At once an intensely personal book about the terrible lure of combat and a brilliant meditation on the meaning of the past two decades of strife for the region and the world, Places and Names bids to take its place among our greatest books about modern war.
“The Internet will never be the same after you read Surveillance Valley. Yasha Levine has done a masterful job of research and reporting about the military origins of the ‘world wide web’ and how its essential nature has not changed in the years since its creation during the Cold War. I especially applaud his courage in unraveling the connections between the so-called ‘deep state’ and its economic allies in Silicon Valley with the big guns of the ‘privacy’ movement, who have scoffed at virtually every attempt at making their operations transparent to the public.”–Tim Shorrock, author of Spies for Hire: The Secret World of Intelligence Outsourcing
The internet is the most effective weapon the government has ever built. In this fascinating book, investigative reporter Yasha Levine uncovers the secret origins of the internet, tracing it back to a Pentagon counterinsurgency surveillance project. A visionary intelligence officer, William Godel, realized that the key to winning the war in Vietnam was not outgunning the enemy, but using new information technology to understand their motives and anticipate their movements. This idea — using computers to spy on people and groups perceived as a threat, both at home and abroad — drove ARPA to develop the internet in the 1960s, and continues to be at the heart of the modern internet we all know and use today. As Levine shows, surveillance wasn’t something that suddenly appeared on the internet; it was woven into the fabric of the technology. But this isn’t just a story about the NSA or other domestic programs run by the government. As the book spins forward in time, Levine examines the private surveillance business that powers tech-industry giants like Google, Facebook, and Amazon, revealing how these companies spy on their users for profit, all while doing double duty as military and intelligence contractors. Levine shows that the military and Silicon Valley are effectively inseparable: a military-digital complex that permeates everything connected to the internet, even coopting and weaponizing the antigovernment privacy movement that sprang up in the wake of Edward Snowden. With deep research, skilled storytelling, and provocative arguments, Surveillance Valley will change the way you think about the news — and the device on which you read it.
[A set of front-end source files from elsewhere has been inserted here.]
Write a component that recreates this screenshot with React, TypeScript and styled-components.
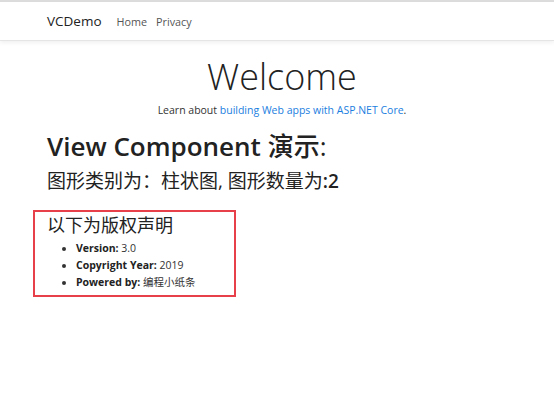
import React from "react";
import styled, { createGlobalStyle } from "styled-components";

const Global = createGlobalStyle`
  html, body { margin: 0; padding: 0; background: #fff; }
  body { font-family: "Open Sans", "Noto Sans", "Noto Sans CJK SC", sans-serif; color: #212529; }
`;

const Page = styled.div`
  width: 554px;
  min-height: 393px;
  border-top: 2px solid #dcdcdc;
  box-sizing: border-box;
`;

const Navbar = styled.nav`
  height: 38px;
  display: flex;
  align-items: center;
  padding-left: 47px;
  border-bottom: 1px solid #e5e5e5;
  box-shadow: 0 2px 4px rgba(0, 0, 0, 0.06);
  margin-bottom: 10px;
`;

const Brand = styled.a`
  font-size: 13.5px;
  color: #222;
  margin-right: 15px;
  text-decoration: none;
`;

const NavLink = styled.a`
  font-size: 10.8px;
  color: #555;
  margin-right: 9px;
  text-decoration: none;
`;

const Main = styled.main`
  padding: 0 37px 0 47px;
`;

const Center = styled.div`
  text-align: center;
`;

const Title = styled.h1`
  font-size: 36px;
  font-weight: 300;
  margin: 0;
  line-height: 52px;
  color: #222;
`;

const Lead = styled.p`
  font-size: 10.5px;
  margin: 0 0 10px;
  color: #333;
  a { color: #1b7ee0; text-decoration: none; }
`;

const H2 = styled.h2`
  font-family: "Open Sans", "Noto Sans CJK SC", sans-serif;
  font-size: 26px;
  font-weight: 600;
  margin: 0;
  line-height: 38px;
  color: #222;
`;

const Cjk = styled.span`
  font-weight: 500;
`;

const H3 = styled.h3`
  font-family: "Open Sans", "Noto Sans CJK SC", sans-serif;
  font-size: 19px;
  font-weight: 400;
  margin: 0;
  line-height: 32px;
  color: #222;
`;

const Num = styled.b`
  font-weight: 600;
`;

const Notice = styled.div`
  margin: 13px 0 0 -14px;
  width: 203px;
  height: 87px;
  border: 2px solid #e8404a;
  box-sizing: border-box;
  padding: 0 0 0 12px;
`;

const NoticeTitle = styled.h4`
  font-family: "Open Sans", "Noto Sans CJK SC", sans-serif;
  font-size: 18px;
  font-weight: 400;
  margin: 0;
  line-height: 26px;
  color: #222;
`;

const List = styled.ul`
  margin: 2px 0 0;
  padding-left: 29px;
  font-size: 10.5px;
  line-height: 17px;
  color: #333;
`;

const Label = styled.strong`
  font-weight: 700;
  color: #222;
`;

export default function App() {
  return (
    <Page>
      <Global />
      <Navbar>
        <Brand>VCDemo</Brand>
        <NavLink>Home</NavLink>
        <NavLink>Privacy</NavLink>
      </Navbar>
      <Main>
        <Center>
          <Title>Welcome</Title>
          <Lead>
            Learn about <a href="#">building Web apps with ASP.NET Core</a>.
          </Lead>
        </Center>
        <H2>
          View Component <Cjk>演示:</Cjk>
        </H2>
        <H3>
          图形类别为：柱状图, 图形数量为<Num>:2</Num>
        </H3>
        <Notice>
          <NoticeTitle>以下为版权声明</NoticeTitle>
          <List>
            <li><Label>Version:</Label> 3.0</li>
            <li><Label>Copyright Year:</Label> 2019</li>
            <li><Label>Powered by:</Label> 编程小纸条</li>
          </List>
        </Notice>
      </Main>
    </Page>
  );
}
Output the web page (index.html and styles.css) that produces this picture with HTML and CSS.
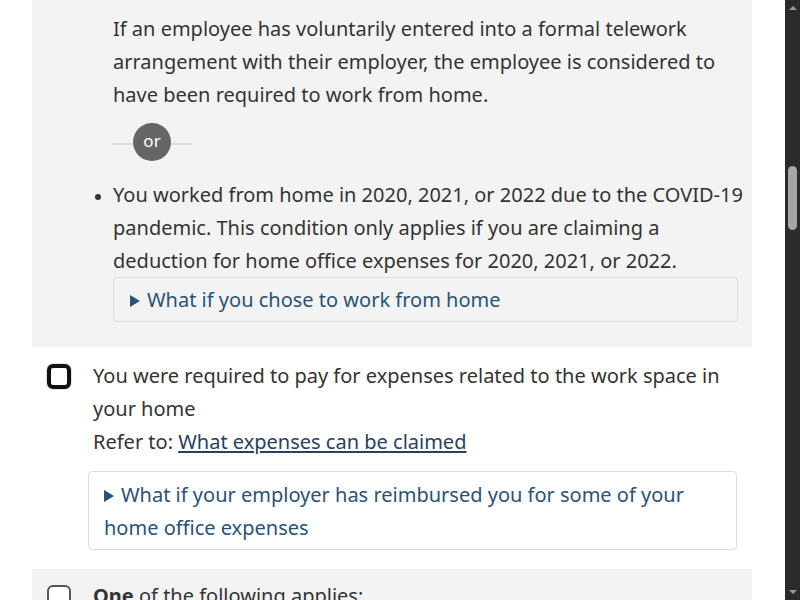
FILE: index.html
```html
<!DOCTYPE html>
<html lang="en">
<head>
<meta charset="utf-8">
<title>Home office expenses</title>
<link rel="stylesheet" href="styles.css">
</head>
<body>
<div class="page">
  <main class="main">
    <section class="panel panel-first">
      <p class="para">If an employee has voluntarily entered into a formal telework arrangement with their employer, the employee is considered to have been required to work from home.</p>
      <div class="or-divider"><span class="or">or</span></div>
      <ul class="list">
        <li>You worked from home in 2020, 2021, or 2022 due to the <span class="nowrap">COVID-19</span> pandemic. This condition only applies if you are claiming a deduction for home office expenses for 2020, 2021, or 2022.
          <details class="det det-grey"><summary>What if you chose to work from home</summary></details>
        </li>
      </ul>
    </section>

    <section class="item">
      <span class="check check-focus"></span>
      <div class="item-body">
        <p class="item-text">You were required to pay for expenses related to the work space in your home</p>
        <p class="item-text">Refer to: <a class="link" href="#">What expenses can be claimed</a></p>
        <details class="det det-white"><summary>What if your employer has reimbursed you for some of your home office expenses</summary></details>
      </div>
    </section>

    <section class="panel item item-grey">
      <span class="check check-plain"></span>
      <div class="item-body">
        <p class="item-text"><strong>One</strong> of the following applies:</p>
      </div>
    </section>
  </main>
  <aside class="scrollbar">
    <span class="arrow arrow-up"></span>
    <span class="thumb"></span>
    <span class="arrow arrow-down"></span>
  </aside>
</div>
</body>
</html>
```
FILE: styles.css
```css
html, body {
  margin: 0;
  padding: 0;
  height: 600px;
  overflow: hidden;
  background: #fff;
}
body {
  font-family: "Noto Sans", "Open Sans", sans-serif;
  font-size: 20px;
  line-height: 33px;
  color: #333;
}
.page {
  display: flex;
  height: 600px;
}
.main {
  flex: 1;
  padding-left: 32px;
  padding-right: 33px;
}
p { margin: 0; }
.nowrap { white-space: nowrap; }

.panel {
  background: #f3f3f3;
}
.panel-first {
  padding: 12px 3px 25px 81px;
}
.para {
  margin-right: 10px;
}

.or-divider {
  position: relative;
  width: 80px;
  height: 38px;
  margin: 12px 0 17px -1px;
  display: flex;
  align-items: center;
  justify-content: center;
}
.or-divider::before {
  content: "";
  position: absolute;
  left: 0;
  right: 0;
  top: 20px;
  height: 2px;
  background: #dcdcdc;
}
.or {
  position: relative;
  width: 38px;
  height: 38px;
  border-radius: 50%;
  background: #666;
  color: #fff;
  font-size: 17px;
  line-height: 36px;
  text-align: center;
}

.list {
  margin: 0;
  padding: 0;
  list-style: disc;
}
.list li::marker { font-size: 16px; }

.det {
  border: 1px solid #ddd;
  border-radius: 4px;
  color: #295376;
}
.det summary {
  list-style: none;
  cursor: pointer;
}
.det summary::-webkit-details-marker { display: none; }
.det summary::before {
  content: "";
  display: inline-block;
  width: 0;
  height: 0;
  border-top: 6px solid transparent;
  border-bottom: 6px solid transparent;
  border-left: 10px solid #295376;
  margin-right: 7px;
  vertical-align: 0px;
}
.det-grey {
  margin: 0 11px 0 0;
  padding: 5px 15px 5px 16px;
  background: #f3f3f3;
}
.det-white {
  margin: 13px 0 0 -5px;
  padding: 6px 15px 5px 15px;
  background: #fff;
}

.item {
  display: flex;
  align-items: flex-start;
  padding: 12px 15px 0 15px;
}
.item-body {
  flex: 1;
  margin-left: 22px;
}
.check {
  flex: none;
  box-sizing: border-box;
  width: 24px;
  height: 25px;
  border-radius: 6px;
  background: #fff;
}
.check-focus {
  margin-top: 5px;
  border: 4px solid #111;
  box-shadow: 0 0 0 1px #e2e2e2;
}
.check-plain {
  margin-top: 6px;
  border: 2px solid #555;
}
.item-grey {
  margin-top: 19px;
  padding-top: 10px;
  height: 60px;
}
.link {
  color: #284162;
  text-decoration: underline;
  text-underline-offset: 2px;
}
strong { font-weight: 700; }

.scrollbar {
  flex: none;
  width: 15px;
  height: 600px;
  background: #2b2b2b;
  display: flex;
  flex-direction: column;
  align-items: center;
}
.arrow {
  width: 0;
  height: 0;
  border-left: 4px solid transparent;
  border-right: 4px solid transparent;
}
.arrow-up {
  margin-top: 6px;
  border-bottom: 4px solid #9a9a9a;
}
.arrow-down {
  margin-top: auto;
  margin-bottom: 6px;
  border-top: 4px solid #9a9a9a;
}
.thumb {
  margin-top: 156px;
  width: 9px;
  height: 64px;
  border-radius: 5px;
  background: #a6a6a6;
}
```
Yasha Levine is an investigative journalist and author. Born in Leningrad, he grew up in San Francisco and now lives in New York.
The prize-giving will take place in the New Year, with the British Army also announcing the long-list of books for the British Army Military Book of the Year 2021 (#BAMBY21).
Also consider this book from one of the defining characters of modern military history, Jim Mattis. Also published in 2019, Call Sign Chaos has scored 4.7/5 on Amazon with almost 3,500 ratings:
“Combining simplicity and thoughtfulness, Jim Mattis has produced a classic account of a lifetime of service. Call Sign Chaos is a lesson in leadership and an evocation of humanity in the cause of peace.”–Henry Kissinger
“In this magnificent memoir, Jim Mattis details many important events in his career, but he also does much more: He explains how he is informed by his experiences in a way that teaches you how to learn from your own. Read, enjoy, and learn.” –George Shultz
Jim Mattis served more than four decades as a US Marine infantry officer. Following two years as the Secretary of Defense, he returned to the Northwest and is now the Davies Family Distinguished Fellow at the Hoover Institution, Stanford University. Co-author Bing West has written ten books about combat. He served as a US Marine in Vietnam and later as an assistant secretary of defense in the Reagan administration. He has been on hundreds of patrols in Iraq and Afghanistan, including many operations with General Mattis. He is a member of the Military History Working Group at the Hoover Institution.
Jim Matthews, Fighting Monsters: From British Armed Forces to Rebel Fighter, A First-Hand Account of Battling ISIS
Warfare.Today’s pick for book of the year is Fighting Monsters by Jim Mattews. Former British soldier Jim Matthews hit the headlines when he was arrested on terrorism charges – for fighting against ISIS. The charges were eventually dropped, but he continues to be a person of interest.
Jim gave up a lucrative career teaching English in Saudi Arabia, and headed to Northern Syria to fight ISIS. But why, after years as a left-leaning, anti-war protestor, did he find himself pulled once more into a conflict zone? Did he miss war?
What is the reality for those fighting ISIS in their own country, and for those like Jim who join that fight? This book attempts to explain, in his words, what it’s like there…
An intelligent and evocative memoir, Fighting Monsters explores the reasons for one man’s war, while bringing to life the twisted roads, broken border towns and dusty battlefields of Syria and Iraq.